Low scorers tend to not fight the tape and trade with the flow and follow trends. They are more likely to use a conservative system or strategy that buys/sells only after confirmation of a break of resistance/support. Odds are good that fundamental analysis is a part of their system as well and that price action is typically left for larger time-frames such as daily and weekly periods.
Obviously, as stated earlier, we will find ourselves employing a strategy or following a system akin to those just mentioned. We may also have experienced several different strategies and systems and still feel as though the holy grail is out of reach. On the other hand, perhaps we've found a system or strategy that fits our personality and the marriage is one of success. If you are at that point, congratulations! If you are not quite there, patience, perseverance and the insight gained from a personality profile could lend itself nicely to the journey.
Now if you read this post and think it’s a bunch of crap, I offer this.

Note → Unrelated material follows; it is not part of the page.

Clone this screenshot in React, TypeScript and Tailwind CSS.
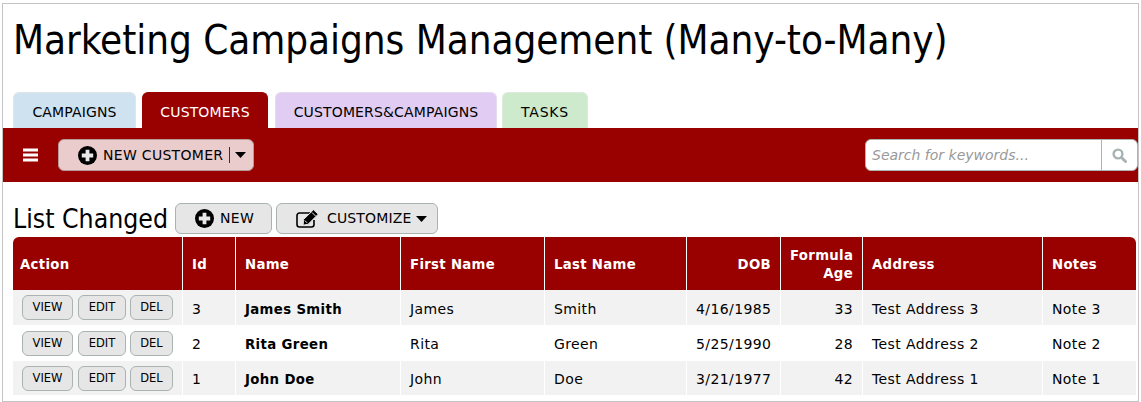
import React from "react";

const rows = [
  { id: 3, name: "James Smith", first: "James", last: "Smith", dob: "4/16/1985", age: 33, addr: "Test Address 3", note: "Note 3", h: "h-[35px] [&>td:not(:first-child)]:!pt-[4px]", bg: "bg-[#f2f2f2]" },
  { id: 2, name: "Rita Green", first: "Rita", last: "Green", dob: "5/25/1990", age: 28, addr: "Test Address 2", note: "Note 2", h: "h-[36px]", bg: "bg-white" },
  { id: 1, name: "John Doe", first: "John", last: "Doe", dob: "3/21/1977", age: 42, addr: "Test Address 1", note: "Note 1", h: "h-[34px]", bg: "bg-[#f2f2f2]" },
];

const PlusCircle = ({ size }: { size: number }) => (
  <svg width={size} height={size} viewBox="0 0 20 20" className="shrink-0">
    <circle cx="10" cy="10" r="10" fill="#000" />
    <path d="M8 4h4v4h4v4h-4v4H8v-4H4V8h4z" fill="#e8e8e8" />
  </svg>
);

const Caret = () => (
  <svg width="11" height="6" viewBox="0 0 11 6" className="shrink-0"><path d="M0 0h11L5.5 6z" fill="#000" /></svg>
);

const Tab = ({ label, cls }: { label: string; cls: string }) => (
  <div className={`h-[36px] flex items-center justify-center pt-[3px] rounded-t-[6px] border border-b-0 text-[14px] tracking-[0.15px] ${cls}`}>{label}</div>
);

const SmallBtn = ({ label, w }: { label: string; w: string }) => (
  <button className={`${w} h-[25px] pt-[1px] rounded-[6px] border border-[#aab2b2] bg-[#e6e6e6] text-[11.5px] text-black flex items-center justify-center`}>{label}</button>
);

const Th = ({ children, cls = "" }: { children: React.ReactNode; cls?: string }) => (
  <th className={`border-r border-white last:border-r-0 bg-[#990000] text-white font-bold text-[13.3px] tracking-[0.3px] leading-[18px] align-middle px-[9px] pt-[2px] ${cls}`}>{children}</th>
);

const Td = ({ children, cls = "" }: { children: React.ReactNode; cls?: string }) => (
  <td className={`border-r border-white last:border-r-0 text-black px-[9px] pt-[2px] align-middle ${cls}`}>{children}</td>
);

export default function App() {
  return (
    <div className="w-[1141px] h-[402px] bg-white pt-[3px] pl-[2px] overflow-hidden font-['DejaVu_Sans',sans-serif]">
      <div className="w-[1137px] h-[399px] border border-[#c4c4c4] flex flex-col">
        <h1 className="mt-[13px] ml-[10px] h-[47px] text-[40px] tracking-[-0.05px] leading-[47px] text-black font-['DejaVu_Sans_Condensed','DejaVu_Sans',sans-serif] [font-stretch:condensed]">Marketing Campaigns Management (Many-to-Many)</h1>
        <div className="flex ml-[10px] mt-[28px] h-[36px]">
          <Tab label="CAMPAIGNS" cls="w-[123px] bg-[#cfe2f0] border-[#dfe6ea] text-black" />
          <Tab label="CUSTOMERS" cls="ml-[6px] w-[126px] bg-[#990000] border-[#990000] text-white" />
          <Tab label="CUSTOMERS&CAMPAIGNS" cls="ml-[7px] w-[222px] bg-[#e1cdf3] border-[#e6dcef] text-black" />
          <Tab label="TASKS" cls="ml-[5px] w-[86px] bg-[#cdeacd] border-[#dcebdc] text-black !tracking-[0.8px]" />
        </div>
        <div className="h-[54px] bg-[#990000] flex items-center pl-[20px]">
          <svg width="15" height="14" viewBox="0 0 15 14" className="shrink-0"><path d="M0 0.5h15v3H0zM0 5.5h15v3H0zM0 10.5h15v3H0z" fill="#fff" /></svg>
          <button className="ml-[20px] w-[196px] h-[32px] rounded-[6px] border border-[#b59a9a] bg-[#ebcccc] flex items-center pl-[19px] text-[14px] tracking-[0.3px] text-black">
            <PlusCircle size={19} />
            <span className="ml-[6px]">NEW CUSTOMER</span>
            <span className="ml-[6px] w-px h-[16px] bg-[#333]" />
            <span className="ml-[5px]"><Caret /></span>
          </button>
          <div className="ml-auto w-[273px] h-[32px] rounded-[6px] border border-[#aab2b2] bg-white flex items-center">
            <span className="flex-1 pl-[6px] text-[14px] italic text-[#999]">Search for keywords...</span>
            <span className="w-[36px] h-full border-l border-[#aab2b2] flex items-center justify-center">
              <svg width="15" height="15" viewBox="0 0 15 15"><circle cx="6" cy="6" r="4.4" fill="none" stroke="#a9b3b3" strokeWidth="2.4" /><path d="M9.5 9.5L13.5 13.5" stroke="#a9b3b3" strokeWidth="3" strokeLinecap="round" /></svg>
            </span>
          </div>
        </div>
        <div className="flex items-center ml-[10px] mt-[20px] h-[32px]">
          <span className="w-[154px] pt-[1px] text-[26.4px] whitespace-nowrap leading-[32px] text-black font-['DejaVu_Sans_Condensed','DejaVu_Sans',sans-serif] [font-stretch:condensed]">List Changed</span>
          <button className="ml-[8px] w-[97px] h-[31px] pt-[1px] rounded-[6px] border border-[#aab2b2] bg-[#e6e6e6] flex items-center pl-[19px] text-[14px] tracking-[0.3px] text-black">
            <PlusCircle size={19} />
            <span className="ml-[6px]">NEW</span>
          </button>
          <button className="ml-[4px] w-[162px] h-[31px] pt-[1px] rounded-[6px] border border-[#aab2b2] bg-[#e6e6e6] flex items-center pl-[19px] text-[14px] tracking-[0.15px] text-black">
            <svg width="24" height="20" viewBox="0 0 24 20" className="shrink-0">
              <path d="M18 11v4.500a2.500 2.500 0 0 1-2.500 2.500H3.500A2.500 2.500 0 0 1 1 15.500v-9A2.500 2.500 0 0 1 3.500 4H14" fill="none" stroke="#000" strokeWidth="1.600" />
              <path d="M7.500 10.500L17.500 .7l4.700 4.500-10 10-5 1z" fill="#000" stroke="#e6e6e6" strokeWidth="1" />
              <path d="M16 3.500l3.500 3.500M8.800 11.500l2.400 2.400" stroke="#e6e6e6" strokeWidth="1" fill="none" />
            </svg>
            <span className="ml-[7px]">CUSTOMIZE</span>
            <span className="ml-[5px]"><Caret /></span>
          </button>
        </div>
        <table className="ml-[10px] mt-[3px] w-[1123px] table-fixed border-separate border-spacing-0">
          <colgroup>
            <col className="w-[170px]" /><col className="w-[53px]" /><col className="w-[165px]" /><col className="w-[144px]" />
            <col className="w-[142px]" /><col className="w-[94px]" /><col className="w-[82px]" /><col className="w-[180px]" /><col className="w-[93px]" />
          </colgroup>
          <thead>
            <tr className="h-[53px]">
              <Th cls="text-left rounded-tl-[6px] !pl-[7px]">Action</Th>
              <Th cls="text-left">Id</Th>
              <Th cls="text-left">Name</Th>
              <Th cls="text-left">First Name</Th>
              <Th cls="text-left">Last Name</Th>
              <Th cls="text-right">DOB</Th>
              <Th cls="text-right">Formula Age</Th>
              <Th cls="text-left">Address</Th>
              <Th cls="text-left rounded-tr-[6px]">Notes</Th>
            </tr>
          </thead>
          <tbody>
            {rows.map((r) => (
              <tr key={r.id} className={`${r.h} ${r.bg}`}>
                <td className="border-r border-white pl-[9px] pr-0 align-middle">
                  <div className="flex">
                    <SmallBtn label="VIEW" w="w-[51px]" />
                    <div className="ml-[5px]"><SmallBtn label="EDIT" w="w-[48px]" /></div>
                    <div className="ml-[4px]"><SmallBtn label="DEL" w="w-[43px]" /></div>
                  </div>
                </td>
                <Td cls="text-[14px] tracking-[0.4px]">{r.id}</Td>
                <Td cls="text-[13.3px] tracking-[0.35px] font-bold pt-[3px]">{r.name}</Td>
                <Td cls="text-[14px] tracking-[0.4px]">{r.first}</Td>
                <Td cls="text-[14px] tracking-[0.4px]">{r.last}</Td>
                <Td cls="text-[14px] tracking-[0.4px] text-right">{r.dob}</Td>
                <Td cls="text-[14px] tracking-[0.4px] text-right">{r.age}</Td>
                <Td cls="text-[14px] tracking-[0.4px]">{r.addr}</Td>
                <Td cls="text-[14px] tracking-[0.4px]">{r.note}</Td>
              </tr>
            ))}
          </tbody>
        </table>
      </div>
    </div>
  );
}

Hundreds of thousands, if not millions of people are aware of moving averages and have heard and/or tried a system based upon a cross of the moving averages. In fact, there are some well known systems that are out there for anyone to use and some traders have proven to be quite successful using them. Why then is it that so many people fail at being a successful trader with all these proven systems out there? I’d argue that a big piece of that puzzle is the baggage (personality) that we each bring to the market.
I'd further argue that if you've been lucky enough to weather the markets for a period of time that you have tried several strategies and systems. Perhaps you've found one that fits your personality and you've found success. How much time, money, effort and other resources were spent to get to where you are now? If you'd only known then what you knew now, you could have saved so much. That is why I believe having a good idea of what you're wired for in life can and does impact your trading. With that knowledge, you can save valuable resources and get to where you want to be more efficiently.